平成に入ってからは、4場所連続全休もあり、皆勤負け越しもあった。相撲界で神様といわれる地位であっても、生身の人間である限り、神や仏のようにはいかないということですよ。現役時代に「休場は試合放棄と同じだ」という名言を残した師匠の教えとともに、この相撲界で自分がどれだけの力を出せるのかを目標にやってきた。だから、途中で休むという考えもなかったし、負け越しという結果には何ら悔いはありません。「横綱とはこうだ」という批評・批判は第三者がすること。
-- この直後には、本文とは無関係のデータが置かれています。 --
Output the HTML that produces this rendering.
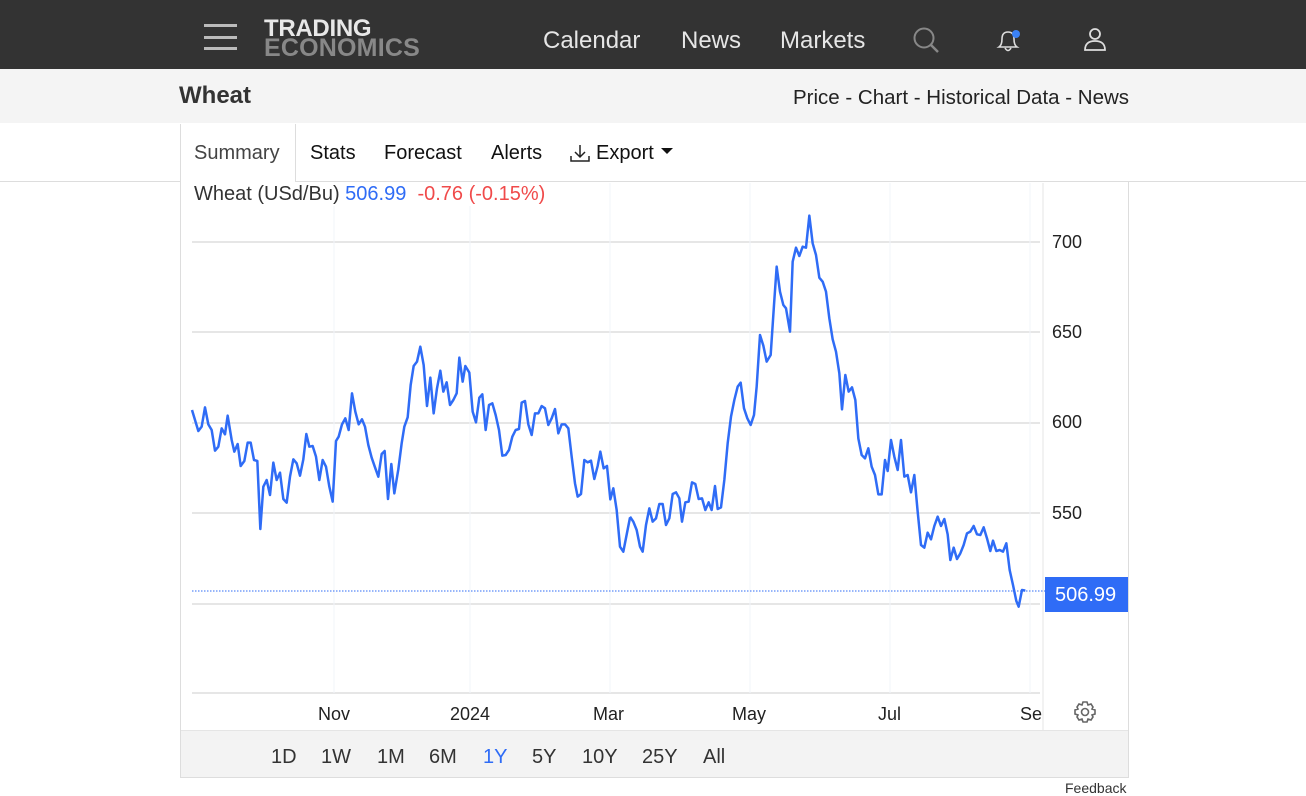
<!DOCTYPE html>
<html><head><meta charset="utf-8"><style>
*{margin:0;padding:0;box-sizing:border-box}
body{width:1306px;height:794px;overflow:hidden;background:#fff;font-family:"Liberation Sans",Arial,sans-serif;position:relative;color:#222}
.hdr{position:absolute;left:0;top:0;width:1306px;height:69px;background:#333}
.nav{position:absolute;top:27px;color:#e6e6e6;font-size:24px}
.sub{position:absolute;left:0;top:69px;width:1306px;height:54px;background:#f4f4f4}
.abs{position:absolute}
.tab{position:absolute;top:142px;font-size:20px;color:#111}
.ax{position:absolute;font-size:18px;color:#222}
.rg{position:absolute;top:746px;font-size:20px;color:#333}
</style></head><body>
<div class="hdr">
 <div class="abs" style="left:204px;top:24px;width:33px;height:3px;background:#bbb"></div>
 <div class="abs" style="left:204px;top:36px;width:33px;height:3px;background:#bbb"></div>
 <div class="abs" style="left:204px;top:47px;width:33px;height:3px;background:#bbb"></div>
 <div class="abs" style="left:264px;top:18px;font-size:24px;font-weight:bold;color:#e8e8e8;line-height:21px;letter-spacing:-0.3px">TRADING</div>
 <div class="abs" style="left:264px;top:38px;font-size:25px;font-weight:bold;color:#888;line-height:21px;letter-spacing:0.2px">ECONOMICS</div>
 <div class="nav" style="left:543px">Calendar</div>
 <div class="nav" style="left:681px">News</div>
 <div class="nav" style="left:780px">Markets</div>
 <svg class="abs" style="left:910px;top:24px" width="32" height="32"><circle cx="14" cy="14" r="9.5" fill="none" stroke="#888" stroke-width="2"/><line x1="21" y1="21" x2="28" y2="28" stroke="#888" stroke-width="2.5"/></svg>
 <svg class="abs" style="left:994px;top:26px" width="30" height="30"><path d="M5 21 Q8 19 8 13 Q8 6 14 6 Q20 6 20 13 Q20 19 23 21 Z" fill="none" stroke="#ddd" stroke-width="1.6"/><path d="M11 22 Q14 27 17 22" fill="none" stroke="#ddd" stroke-width="1.6"/><circle cx="22" cy="8" r="4" fill="#3b82f6"/></svg>
 <svg class="abs" style="left:1082px;top:26px" width="28" height="28"><circle cx="13" cy="8" r="5" fill="none" stroke="#ddd" stroke-width="1.8"/><path d="M3 24 Q3 15 13 15 Q23 15 23 24 Z" fill="none" stroke="#ddd" stroke-width="1.8"/></svg>
</div>
<div class="sub">
 <div class="abs" style="left:179px;top:13px;font-size:24px;font-weight:bold;color:#333">Wheat</div>
 <div class="abs" style="left:793px;top:17px;font-size:20.5px;color:#222">Price - Chart - Historical Data - News</div>
</div>
<div class="abs" style="left:0;top:181px;width:1306px;height:1px;background:#ddd"></div>
<div class="abs" style="left:180px;top:124px;width:116px;height:58px;border-left:1px solid #ddd;border-right:1px solid #ddd;background:#fff"></div>
<div class="tab" style="left:194px;color:#444">Summary</div>
<div class="tab" style="left:310px">Stats</div>
<div class="tab" style="left:384px">Forecast</div>
<div class="tab" style="left:491px">Alerts</div>
<svg class="abs" style="left:569px;top:142px" width="22" height="22"><path d="M11 3 V15 M6 10 L11 15 L16 10 M2 14 V19 H20 V14" fill="none" stroke="#222" stroke-width="1.5"/></svg>
<div class="tab" style="left:596px">Export</div>
<svg class="abs" style="left:661px;top:148px" width="12" height="8"><path d="M0 0 H12 L6 6 Z" fill="#111"/></svg>
<div class="abs" style="left:180px;top:182px;width:949px;height:596px;border:1px solid #ddd;border-top:none"></div>
<div class="abs" style="left:181px;top:730px;width:947px;height:47px;background:#f3f3f3;border-top:1px solid #e5e5e5"></div>
<svg class="abs" style="left:0;top:0" width="1306" height="794">
 <g stroke="#e6e6e6" stroke-width="2">
  <line x1="192" y1="242" x2="1040" y2="242"/><line x1="192" y1="332" x2="1040" y2="332"/><line x1="192" y1="423" x2="1040" y2="423"/><line x1="192" y1="513" x2="1040" y2="513"/><line x1="192" y1="604" x2="1040" y2="604"/><line x1="192" y1="693" x2="1040" y2="693"/>
 </g>
 <g stroke="#f1f4f9" stroke-width="1">
  <line x1="334" y1="183" x2="334" y2="693"/><line x1="470" y1="183" x2="470" y2="693"/><line x1="610" y1="183" x2="610" y2="693"/><line x1="750" y1="183" x2="750" y2="693"/><line x1="890" y1="183" x2="890" y2="693"/><line x1="1030" y1="183" x2="1030" y2="693"/>
 </g>
 <line x1="1043" y1="183" x2="1043" y2="730" stroke="#e5e5e5" stroke-width="1"/>
 <line x1="192" y1="591" x2="1045" y2="591" stroke="#2f6cf6" stroke-width="1" stroke-dasharray="1.5 1.5"/>
 <g transform="translate(180,330) scale(0.33333)"><polyline fill="none" stroke="#2f6cf6" stroke-width="2.5" vector-effect="non-scaling-stroke" stroke-linejoin="round" points="36,240 55,303 65,290 75,232 85,283 95,300 105,362 115,350 125,295 135,313 143,257 155,330 163,365 173,342 182,408 193,393 203,338 212,338 222,390 232,393 241,597 250,470 260,450 270,495 280,398 290,450 300,428 310,507 320,518 330,440 340,388 350,400 360,437 370,388 379,312 388,350 398,348 408,380 418,450 428,390 438,410 448,470 458,515 468,333 476,320 486,283 496,265 506,300 516,190 526,245 536,283 546,268 555,290 565,345 575,383 585,412 595,440 605,372 614,363 624,507 634,402 643,490 655,418 665,340 673,290 683,262 692,165 701,108 711,95 721,50 731,105 741,228 751,143 761,250 771,175 781,122 790,185 800,157 810,225 820,210 830,190 838,83 848,155 856,108 868,128 878,245 888,277 898,203 907,193 917,300 927,225 937,220 947,255 957,300 967,377 977,375 987,360 997,320 1007,300 1017,297 1025,218 1035,213 1045,283 1055,315 1065,250 1075,250 1085,228 1095,235 1105,285 1115,265 1125,237 1135,310 1145,283 1155,283 1165,295 1175,380 1185,460 1193,500 1203,492 1213,390 1223,397 1233,392 1243,447 1253,408 1261,365 1271,415 1281,408 1291,508 1300,475 1310,540 1320,650 1330,665 1350,563"/></g>
 <g transform="translate(620,200) scale(0.33333)"><polyline fill="none" stroke="#2f6cf6" stroke-width="2.5" vector-effect="non-scaling-stroke" stroke-linejoin="round" points="30,950 40,965 50,990 60,1040 68,1055 78,975 88,925 98,965 108,955 118,912 128,912 138,975 148,955 158,882 168,877 178,895 186,965 196,907 206,905 216,847 226,852 236,897 246,895 256,930 266,907 275,930 285,858 293,927 303,922 313,840 323,730 333,650 343,600 353,560 362,548 372,625 382,655 392,675 402,645 410,560 420,405 430,437 440,485 452,465 462,315 470,200 480,275 490,315 498,325 510,395 518,185 528,143 538,168 548,140 558,143 568,47 578,130 588,165 598,233 608,245 618,275 628,355 638,418 648,455 658,520 666,628 676,525 686,575 696,562 706,600 715,715 725,765 735,775 745,745 755,800 765,825 775,883 785,883 795,780 803,813 813,720 823,770 833,810 843,720 853,830 863,825 873,877 883,825 893,935 903,1035 913,1043 923,998 933,1018 943,978 953,950 963,978 973,957 983,1003 991,1080 1001,1043 1011,1077 1021,1060 1031,1035 1041,1000 1051,995 1061,978 1071,1003 1081,1005 1091,982 1101,1015 1111,1053 1119,1022 1129,1053 1139,1050 1149,1055 1159,1030 1169,1110 1179,1155 1189,1203 1196,1220 1206,1170 1216,1172"/></g>
 <g transform="translate(1085,712)" fill="none" stroke="#666" stroke-width="1.6"><circle r="3.5"/><path d="M-2 -10 H2 L3 -7 L6 -8 L8 -5 L7 -3 L10 -2 V2 L7 3 L8 5 L6 8 L3 7 L2 10 H-2 L-3 7 L-6 8 L-8 5 L-7 3 L-10 2 V-2 L-7 -3 L-8 -5 L-6 -8 L-3 -7 Z"/></g>
</svg>
<div class="abs" style="left:194px;top:183px;font-size:20px;color:#333;background:#fff;padding-right:4px">Wheat (USd/Bu) <span style="color:#2f6cf6">506.99</span>&nbsp; <span style="color:#f04a4a">-0.76 (-0.15%)</span></div>
<div class="ax" style="left:1052px;top:232px">700</div>
<div class="ax" style="left:1052px;top:322px">650</div>
<div class="ax" style="left:1052px;top:412px">600</div>
<div class="ax" style="left:1052px;top:503px">550</div>
<div class="abs" style="left:1045px;top:577px;width:83px;height:35px;background:#2f6cf6;color:#fff;font-size:20px;padding:7px 0 0 10px">506.99</div>
<div class="ax" style="left:318px;top:704px">Nov</div>
<div class="ax" style="left:450px;top:704px">2024</div>
<div class="ax" style="left:593px;top:704px">Mar</div>
<div class="ax" style="left:732px;top:704px">May</div>
<div class="ax" style="left:878px;top:704px">Jul</div>
<div class="ax" style="left:1020px;top:704px">Se</div>
<div class="rg" style="left:271px">1D</div>
<div class="rg" style="left:321px">1W</div>
<div class="rg" style="left:377px">1M</div>
<div class="rg" style="left:429px">6M</div>
<div class="rg" style="left:483px;color:#2f6cf6">1Y</div>
<div class="rg" style="left:532px">5Y</div>
<div class="rg" style="left:582px">10Y</div>
<div class="rg" style="left:642px">25Y</div>
<div class="rg" style="left:703px">All</div>
<div class="abs" style="left:1065px;top:780px;font-size:14px;color:#333">Feedback</div>
</body></html>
私にとっては、精一杯、自分に正直に戦った結果が7勝8敗だった、というだけですから。

まあ、現役をやめて30年近く過ぎてみれば、あんな大変な時期もあったなあと。とにかく横綱として、土俵上で負け越したという生き証人は、大乃国と3代若乃花だけ。その話を聞けるのは、皆さん、貴重ですよ。アスリートの中には、素晴らしい成績を残し続けて、名声をほしいままにする人もいますけど、それはあくまで一握り。壁に当たってばかり、苦労をしてばかりというのが大半なんですから。それは一般社会でもそうでしょう。そうした方々に対して、自分が壁に当たったときに、どのように行動してきたのか、どのように心を切り替えてきたのかは、これからもお伝えできるんじゃないかなと。

まあ、苦しい思いもしたけれど、自分の生きてきた道は決して悪いものではなかったですよ。だって、1場所3金星取りました、3横綱3大関倒しました、全勝優勝も逆転優勝もしました、横綱にもなりました。なかなかの相撲取りでしょう? かといって私は“オタク的”にグーッと相撲に入り込むような人間でもなかった。北海道から上京して、もまれているうちに、いつの間にか横綱になっていた、という感覚なんですよね。そんな私が、なぜ綱を締めることができたのか、それは今後、皆さんで分析してもらえればと思いますね(笑)。